WRITTEN EXERCISE: State how many lines of the entries include the string "image", please, leaving out everything but the number.

Records contained in a dataset:
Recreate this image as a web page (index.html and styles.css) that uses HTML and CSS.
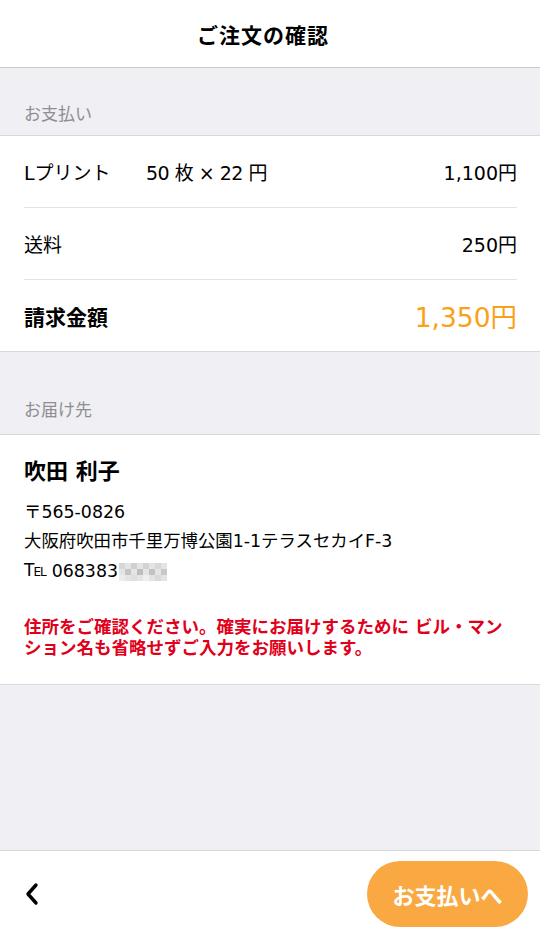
FILE: index.html
```html
<!DOCTYPE html>
<html lang="ja">
<head>
<meta charset="utf-8">
<title>ご注文の確認</title>
<link rel="stylesheet" href="styles.css">
</head>
<body>
<div class="app">
  <header class="topbar">
    <h1 class="title">ご注文の確認</h1>
  </header>

  <div class="section-label first">お支払い</div>
  <section class="card">
    <div class="row">
      <div class="item"><span class="item-name">Lプリント</span><span class="item-qty">50 枚 × 22 円</span></div>
      <div class="amount">1,100円</div>
    </div>
    <div class="row">
      <div class="item">送料</div>
      <div class="amount">250円</div>
    </div>
    <div class="row total">
      <div class="item">請求金額</div>
      <div class="amount">1,350円</div>
    </div>
  </section>

  <div class="section-label second">お届け先</div>
  <section class="card address">
    <div class="name">吹田 利子</div>
    <div class="addr-lines">
      <div>〒565-0826</div>
      <div>大阪府吹田市千里万博公園1-1テラスセカイF-3</div>
      <div class="tel"><span class="tel-mark">T<small>EL</small></span> 068383<svg class="mosaic" width="48" height="18" viewBox="0 0 48 18"><rect x="0" y="0" width="48" height="18" fill="#e4e4e4"/><rect x="0" y="0" width="6" height="6" fill="#d6d6d6"/><rect x="6" y="6" width="6" height="6" fill="#c4c4c4"/><rect x="12" y="0" width="6" height="6" fill="#cfcfcf"/><rect x="18" y="6" width="6" height="6" fill="#bdbdbd"/><rect x="24" y="0" width="6" height="6" fill="#d2d2d2"/><rect x="30" y="6" width="6" height="6" fill="#c2c2c2"/><rect x="36" y="0" width="6" height="6" fill="#d8d8d8"/><rect x="42" y="6" width="6" height="6" fill="#c8c8c8"/><rect x="0" y="12" width="6" height="6" fill="#ececec"/><rect x="12" y="12" width="6" height="6" fill="#dedede"/><rect x="24" y="12" width="6" height="6" fill="#efefef"/><rect x="36" y="12" width="6" height="6" fill="#dadada"/></svg></div>
    </div>
    <p class="warning">住所をご確認ください。確実にお届けするために ビル・マンション名も省略せずご入力をお願いします。</p>
  </section>

  <div class="filler"></div>

  <footer class="bottombar">
    <button class="back" aria-label="戻る">
      <svg width="16" height="24" viewBox="0 0 16 24"><path d="M12 3 L4 12 L12 21" fill="none" stroke="#000" stroke-width="3.4" stroke-linecap="round" stroke-linejoin="round"/></svg>
    </button>
    <button class="next">お支払いへ</button>
  </footer>
</div>
</body>
</html>
```

FILE: styles.css
```css
* { box-sizing: border-box; }
html, body {
  margin: 0;
  padding: 0;
}
body {
  font-family: "DejaVu Sans", "Noto Sans CJK JP", sans-serif;
  color: #000;
  background: #efeff4;
}
.app {
  width: 540px;
  height: 936px;
  display: flex;
  flex-direction: column;
}
.topbar {
  height: 68px;
  background: #fff;
  border-bottom: 1px solid #c8c7cc;
  display: flex;
  align-items: center;
  justify-content: center;
  padding-right: 14px;
}
.title {
  margin: 0;
  font-size: 21px;
  font-weight: 700;
  letter-spacing: 1px;
}
.section-label {
  background: #efeff4;
  color: #8e8e93;
  font-size: 17px;
  padding: 0 24px;
  display: flex;
  align-items: flex-end;
  border-bottom: 1px solid #d8d8dc;
}
.section-label.first {
  height: 68px;
  padding-bottom: 10px;
}
.section-label.second {
  height: 83px;
  padding-bottom: 13px;
}
.card {
  background: #fff;
  border-bottom: 1px solid #d8d8dc;
  padding: 0 23px 0 24px;
}
.row {
  height: 72px;
  display: flex;
  align-items: center;
  justify-content: space-between;
  border-bottom: 1px solid #e3e3e3;
  font-size: 19px;
}
.row.total {
  border-bottom: none;
  height: 71px;
}
.item-name {
  display: inline-block;
  width: 122px;
}
.item-qty {
  letter-spacing: -0.5px;
}
.row.total .item {
  font-size: 21px;
  font-weight: 700;
}
.row.total .amount {
  font-size: 26.5px;
  color: #f9a11b;
}
.address {
  height: 250px;
  padding-top: 22px;
}
.name {
  font-size: 22px;
  font-weight: 700;
  line-height: 30px;
}
.addr-lines {
  margin-top: 11px;
  font-size: 17.4px;
  line-height: 29px;
}
.tel {
  display: flex;
  align-items: center;
}
.tel-mark {
  font-size: 17px;
  margin-right: 6px;
  letter-spacing: -1px;
}
.tel-mark small {
  font-size: 12px;
}
.mosaic {
  display: block;
  margin-left: 1px;
}
.warning {
  margin: 30px 0 0;
  color: #e0001b;
  font-size: 17.5px;
  font-weight: 700;
  line-height: 21px;
  padding-right: 10px;
}
.filler {
  flex: 1;
  background: #efeff4;
}
.bottombar {
  height: 86px;
  background: #fff;
  border-top: 1px solid #d8d8dc;
  display: flex;
  align-items: center;
  justify-content: space-between;
  padding: 0 12px 0 24px;
}
.back {
  background: none;
  border: none;
  padding: 0;
  display: flex;
  align-items: center;
}
.next {
  width: 161px;
  height: 66px;
  border-radius: 33px;
  border: none;
  background: #f9a842;
  color: #fff;
  font-family: "Noto Sans CJK JP", sans-serif;
  font-size: 22px;
  font-weight: 700;
}
```
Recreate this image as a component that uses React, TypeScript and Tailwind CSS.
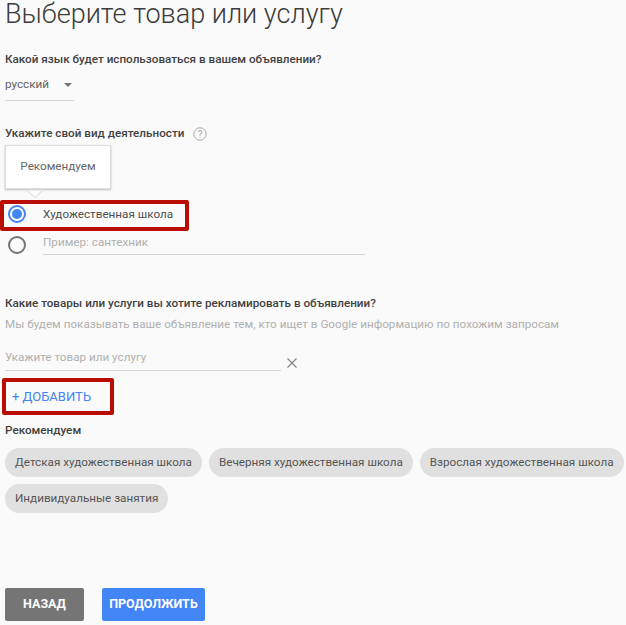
import { useState } from 'react';

const chips = [
  'Детская художественная школа',
  'Вечерняя художественная школа',
  'Взрослая художественная школа',
  'Индивидуальные занятия',
];

export default function App() {
  const [language] = useState('русский');

  return (
    <div className="w-[626px] h-[625px] overflow-hidden bg-[#fafafa] pl-[5px] font-['Roboto',sans-serif] text-[#424242]">
      <h1 className="h-[26px] text-[27px] leading-[28px] font-light text-[#3c3c3c]">
        Выберите товар или услугу
      </h1>

      <p className="mt-[25px] h-[16px] text-[11.7px] leading-[16px] font-medium">
        Какой язык будет использоваться в вашем объявлении?
      </p>
      <div className="mt-[9px] flex h-[25px] w-[69px] items-start border-b border-[#d6d6d6] text-[11.7px] leading-[16px] text-[#5f5f5f]">
        <span>{language}</span>
        <span className="ml-[15px] mt-[7px] h-0 w-0 border-x-[4px] border-t-[4px] border-x-transparent border-t-[#757575]" />
      </div>

      <div className="mt-[24px] flex h-[16px] items-center">
        <p className="text-[11.7px] leading-[16px] font-medium">Укажите свой вид деятельности</p>
        <svg className="ml-[9px] mt-[2px]" width="14" height="14" viewBox="0 0 14 14" fill="none">
          <circle cx="7" cy="7" r="6.2" stroke="#a8a8a8" strokeWidth="1" />
          <text x="7" y="10.6" textAnchor="middle" fontSize="10" fill="#a8a8a8" fontFamily="Roboto, sans-serif">?</text>
        </svg>
      </div>

      <div className="relative mt-[4px] h-[55px]">
        <div className="absolute left-[25px] top-[40px] h-[10px] w-[10px] rotate-45 bg-white shadow-[1px_1px_1px_rgba(0,0,0,0.12)]" />
        <div className="absolute left-0 top-0 flex h-[44px] w-[106px] items-center justify-center border border-[#dcdcdc] bg-white text-[11.7px] text-[#666] shadow-[0_1px_2px_rgba(0,0,0,0.25)]">
          Рекомендуем
        </div>
      </div>

      <div className="relative -ml-[5px] flex h-[31px] w-[189px] items-center rounded-[2px] border-[4px] border-[#b80d00] pb-[3px] pl-[4px]">
        <span className="flex h-[18px] w-[18px] items-center justify-center rounded-full border-2 border-[#4285f4]">
          <span className="h-[10px] w-[10px] rounded-full bg-[#4285f4]" />
        </span>
        <span className="ml-[17px] text-[11.7px] leading-[16px] text-[#505050]">Художественная школа</span>
      </div>

      <div className="flex h-[24px] items-start pl-[3px]">
        <span className="mt-[5px] h-[18px] w-[18px] rounded-full border-2 border-[#757575]" />
        <div className="ml-[17px] flex h-[24px] w-[322px] items-center border-b border-[#d6d6d6] text-[11.7px] text-[#b0b0b0]">
          Пример: сантехник
        </div>
      </div>

      <p className="mt-[40px] h-[16px] text-[11.7px] leading-[16px] font-medium">
        Какие товары или услуги вы хотите рекламировать в объявлении?
      </p>
      <p className="mt-[5px] h-[16px] text-[11.7px] leading-[16px] text-[#b0b0b0]">
        Мы будем показывать ваше объявление тем, кто ищет в Google информацию по похожим запросам
      </p>

      <div className="mt-[14px] flex items-end">
        <div className="h-[25px] w-[276px] border-b border-[#d6d6d6] pt-[3px] text-[11.7px] leading-[16px] text-[#b0b0b0]">
          Укажите товар или услугу
        </div>
        <svg className="ml-[5px] mb-[2px]" width="12" height="12" viewBox="0 0 12 12" fill="none">
          <path d="M1.5 1.5 L10.5 10.5 M10.5 1.5 L1.5 10.5" stroke="#808080" strokeWidth="1.1" />
        </svg>
      </div>

      <div className="-ml-[3px] mt-[7px] flex h-[37px] w-[112px] items-center rounded-[2px] border-[4px] border-[#b80d00] pl-[6px] pt-[1px] text-[13px] font-normal text-[#4285f4]">
        + ДОБАВИТЬ
      </div>

      <p className="mt-[7px] h-[16px] text-[11.7px] leading-[16px] font-medium">Рекомендуем</p>

      <div className="mt-[10px] flex w-[621px] flex-wrap gap-x-[7px] gap-y-[7px]">
        {chips.map((chip) => (
          <span key={chip} className="flex h-[29px] items-center whitespace-nowrap rounded-full bg-[#e0e0e0] px-[10px] text-[11.7px] text-[#555]">
            {chip}
          </span>
        ))}
      </div>

      <div className="mt-[75px] flex gap-[18px]">
        <button className="h-[33px] w-[79px] rounded-[2px] bg-[#757575] text-[12.5px] font-bold text-white">НАЗАД</button>
        <button className="h-[33px] w-[103px] rounded-[2px] bg-[#4285f4] text-[12.5px] font-bold text-white">ПРОДОЛЖИТЬ</button>
      </div>
    </div>
  );
}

EXERCISE OUTPUT: 2